I've consequently resigned myself to this fact, and will be living a fairly monastic life through 2010, as I've got debt to pay off, and easiest way to stay on budget is not to go out much. I will eat healthily, exercise with great intensity - I very much enjoy Powerlifting training - and absorb myself more than ever in my books and music. I will also greatly intensify my efforts finding a creative outlet. This blog is one, and this last week or so has seen a tremendously fertile period, as you can no doubt tell if you've succeeded in reading this far down this current post!
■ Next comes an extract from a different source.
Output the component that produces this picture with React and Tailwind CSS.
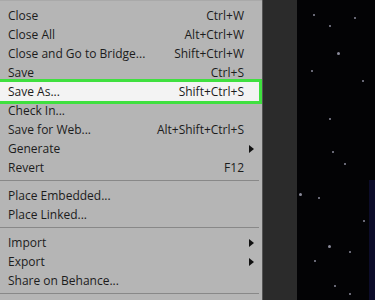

I will write, and write more, because in truth writing is my one real area of natural talent; as much as I adore music, for example, I have no real aptitude for it; similarly fine art, I am mediocre but no more. But perhaps I can be a better than mediocre writer, and I feel that I am becoming much more of a human with which to find expression to life itself.

Finally, a little note for Ida. You know how much you mean to me, and your acts of kindness and quality as an individual ever resonate more with me. I love you, and always will, however our paths in life should continue to proceed. It is little wonder that so few relationships survive against the abhorrent ugliness of so much of modern existence. The best chance of survival is a form of seclusion, even at the expense of perhaps developing a level of provincialism and a petit-bourgeois existence. To live in a wood cabin, surrounded by trees and snow - a romantic anachronism, but perhaps the one way of blissfully surviving this world - either that, or a upright battle alone, a quest to remain strong to one's higher values, an upright challenge to recognise one's own transcendence, and to tap into that infinite supply to find a meaning to imbue to everything you do. A declaration of war. War not against nations, or on any material plane - but on the higher level for ones own very sense of being. Such a war requires not overt actions, because the war occurs entirely on the inner plane of one's own existence, unseen by the majority.

We ultimately control who and what we are. Look in, to see out.

And then you shall indeed be wandering with Sleipnir.